Determine the count of lines holding the string "styles". Return only the number.

● **Given data**:
----

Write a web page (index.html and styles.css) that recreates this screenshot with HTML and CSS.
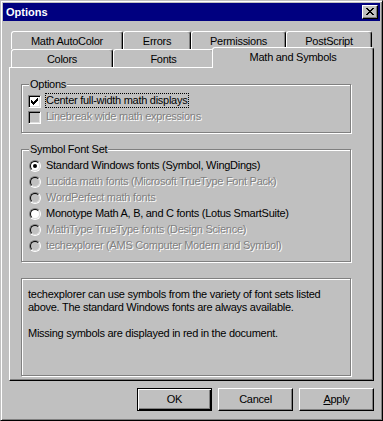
FILE: index.html
```html
<!DOCTYPE html>
<html lang="en">
<head>
<meta charset="utf-8">
<title>Options</title>
<link rel="stylesheet" href="styles.css">
</head>
<body>
<div class="window">
  <div class="titlebar">
    <span class="title">Options</span>
    <button class="close" aria-label="Close">
      <svg width="8" height="7" viewBox="0 0 8 7" shape-rendering="crispEdges"><path fill="#000" d="M0 0h2v1H0zM6 0h2v1H6zM1 1h2v1H1zM5 1h2v1H5zM2 2h4v1H2zM3 3h2v1H3zM2 4h4v1H2zM1 5h2v1H1zM5 5h2v1H5zM0 6h2v1H0zM6 6h2v1H6z"/></svg>
    </button>
  </div>
  <div class="body">
    <div class="tabs">
      <div class="tabrow">
        <div class="tab t-autocolor">Math AutoColor</div>
        <div class="tab t-errors">Errors</div>
        <div class="tab t-permissions">Permissions</div>
        <div class="tab t-postscript">PostScript</div>
      </div>
      <div class="tabrow">
        <div class="tab t-colors">Colors</div>
        <div class="tab t-fonts">Fonts</div>
        <div class="tab t-math selected">Math and Symbols</div>
      </div>
    </div>
    <div class="panel">
      <div class="group">
        <div class="group-title">Options</div>
        <div class="rows">
          <div class="row">
            <span class="check">
              <svg width="7" height="7" viewBox="0 0 7 7" shape-rendering="crispEdges"><path fill="#000" d="M6 0h1v1H6zM5 1h2v1H5zM0 2h1v1H0zM4 2h3v1H4zM0 3h2v1H0zM3 3h3v1H3zM0 4h5v1H0zM1 5h3v1H1zM2 6h1v1H2z"/></svg>
            </span>
            <span class="label focus">Center full-width math displays</span>
          </div>
          <div class="row disabled">
            <span class="check"></span>
            <span class="label">Linebreak wide math expressions</span>
          </div>
        </div>
      </div>
      <div class="group gap">
        <div class="group-title">Symbol Font Set</div>
        <div class="rows">
          <div class="row"><span class="radio on"><span class="dot"></span></span><span class="label">Standard Windows fonts (Symbol, WingDings)</span></div>
          <div class="row disabled"><span class="radio"></span><span class="label">Lucida math fonts (Microsoft TrueType Font Pack)</span></div>
          <div class="row disabled"><span class="radio"></span><span class="label">WordPerfect math fonts</span></div>
          <div class="row"><span class="radio"></span><span class="label">Monotype Math A, B, and C fonts (Lotus SmartSuite)</span></div>
          <div class="row disabled"><span class="radio"></span><span class="label">MathType TrueType fonts (Design Science)</span></div>
          <div class="row disabled"><span class="radio"></span><span class="label">techexplorer (AMS Computer Modern and Symbol)</span></div>
        </div>
      </div>
      <div class="info">
        <p>techexplorer can use symbols from the variety of font sets listed<br>above. The standard Windows fonts are always available.</p>
        <p>Missing symbols are displayed in red in the document.</p>
      </div>
    </div>
    <div class="buttons">
      <button class="btn default">OK</button>
      <button class="btn">Cancel</button>
      <button class="btn"><u>A</u>pply</button>
    </div>
  </div>
</div>
</body>
</html>
```

FILE: styles.css
```css
html, body {
  margin: 0;
  padding: 0;
  background: #c0c0c0;
}

body {
  width: 383px;
  height: 421px;
  overflow: hidden;
  font-family: "Liberation Sans", Arial, sans-serif;
  font-size: 11px;
  line-height: 13px;
  letter-spacing: -0.27px;
  color: #000;
}

.window {
  box-sizing: border-box;
  width: 383px;
  height: 421px;
  border: 1px solid;
  border-color: #c0c0c0 #000 #000 #c0c0c0;
  box-shadow: inset 1px 1px #fff, inset -1px -1px #808080;
  padding: 2px;
  background: #c0c0c0;
}

.titlebar {
  height: 18px;
  background: #000080;
  display: flex;
  align-items: center;
  justify-content: space-between;
  padding: 0 2px 0 3px;
}

.title {
  color: #fff;
  font-weight: bold;
  letter-spacing: 0;
  line-height: 18px;
}

.close {
  box-sizing: border-box;
  width: 16px;
  height: 14px;
  margin: 0;
  padding: 2px 0 0 3px;
  border: 1px solid;
  border-color: #fff #000 #000 #fff;
  box-shadow: inset -1px -1px #808080;
  background: #c0c0c0;
  display: flex;
  align-items: flex-start;
  justify-content: flex-start;
}

.close svg {
  display: block;
}

.body {
  padding: 10px 6px 0;
}

.tabs {
  padding: 0 2px;
}

.tabrow {
  display: flex;
}

.tab {
  box-sizing: border-box;
  height: 18px;
  border: 1px solid;
  border-bottom: 0;
  border-color: #fff #000 transparent #fff;
  border-radius: 3px 3px 0 0;
  box-shadow: inset -1px 0 #808080;
  padding-top: 3px;
  text-align: center;
  white-space: nowrap;
  background: #c0c0c0;
}

.t-autocolor { width: 112px; }
.t-errors { width: 68px; }
.t-permissions { width: 95px; }
.t-postscript { width: 86px; }
.t-colors { width: 102px; }
.t-fonts { width: 101px; }
.t-math { width: 158px; }

.tab.selected {
  position: relative;
  z-index: 1;
  height: 21px;
  margin: -2px -2px -1px;
  width: 162px;
}

.panel {
  box-sizing: border-box;
  height: 314px;
  border: 1px solid;
  border-color: #fff #000 #000 #fff;
  box-shadow: inset -1px -1px #808080;
  padding: 16px 0 0 11px;
}

.group {
  box-sizing: border-box;
  width: 330px;
  border: 1px solid #808080;
  box-shadow: inset 1px 1px #fff, 1px 1px #fff;
  padding: 0 6px 7px;
}

.group.gap {
  margin-top: 16px;
}

.group-title {
  width: fit-content;
  margin: -7px 0 0 1px;
  padding: 0 1px;
  background: #c0c0c0;
}

.rows {
  padding-top: 2px;
}

.row {
  display: flex;
  align-items: flex-start;
  height: 16px;
  white-space: nowrap;
}

.label {
  margin-left: 4px;
  border: 1px solid transparent;
  padding-right: 1px;
}

.label.focus {
  border: 1px dotted #000;
}

.row.disabled .label {
  color: #808080;
  text-shadow: 1px 1px 0 #fff;
}

.check {
  box-sizing: border-box;
  width: 13px;
  height: 13px;
  margin-top: 2px;
  border: 1px solid;
  border-color: #808080 #fff #fff #808080;
  box-shadow: inset 1px 1px #000, inset -1px -1px #dfdfdf;
  background: #fff;
  padding: 2px 0 0 2px;
  flex: none;
}

.check svg {
  display: block;
}

.row.disabled .check {
  background: #c0c0c0;
}

.radio {
  box-sizing: border-box;
  width: 12px;
  height: 12px;
  margin: 2px 0 0 1px;
  border-radius: 50%;
  border: 1px solid;
  border-color: #808080 #fff #fff #808080;
  flex: none;
  position: relative;
}

.radio::before {
  content: "";
  display: block;
  box-sizing: border-box;
  width: 10px;
  height: 10px;
  border-radius: 50%;
  border: 1px solid;
  border-color: #000 #dfdfdf #dfdfdf #000;
  background: #fff;
}

.row.disabled .radio::before {
  background: #c0c0c0;
}

.radio .dot {
  position: absolute;
  left: 3px;
  top: 3px;
  width: 4px;
  height: 4px;
  border-radius: 50%;
  background: #000;
}

.info {
  box-sizing: border-box;
  width: 330px;
  height: 98px;
  margin-top: 16px;
  border: 1px solid #808080;
  box-shadow: inset 1px 1px #fff, 1px 1px #fff;
  padding: 9px 6px;
}

.info p {
  margin: 0 0 13px;
  white-space: nowrap;
}

.buttons {
  display: flex;
  justify-content: flex-end;
  gap: 6px;
  margin-top: 7px;
}

.btn {
  box-sizing: border-box;
  width: 75px;
  height: 23px;
  margin: 0;
  padding: 0 0 1px;
  font: inherit;
  letter-spacing: inherit;
  line-height: 13px;
  color: #000;
  background: #c0c0c0;
  border: 1px solid;
  border-color: #fff #000 #000 #fff;
  box-shadow: inset -1px -1px #808080;
}

.btn.default {
  border-color: #000;
  box-shadow: inset 1px 1px #fff, inset -1px -1px #000, inset -2px -2px #808080;
}

.btn u {
  text-decoration: underline;
}
```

----

● **Answer to the task**: 3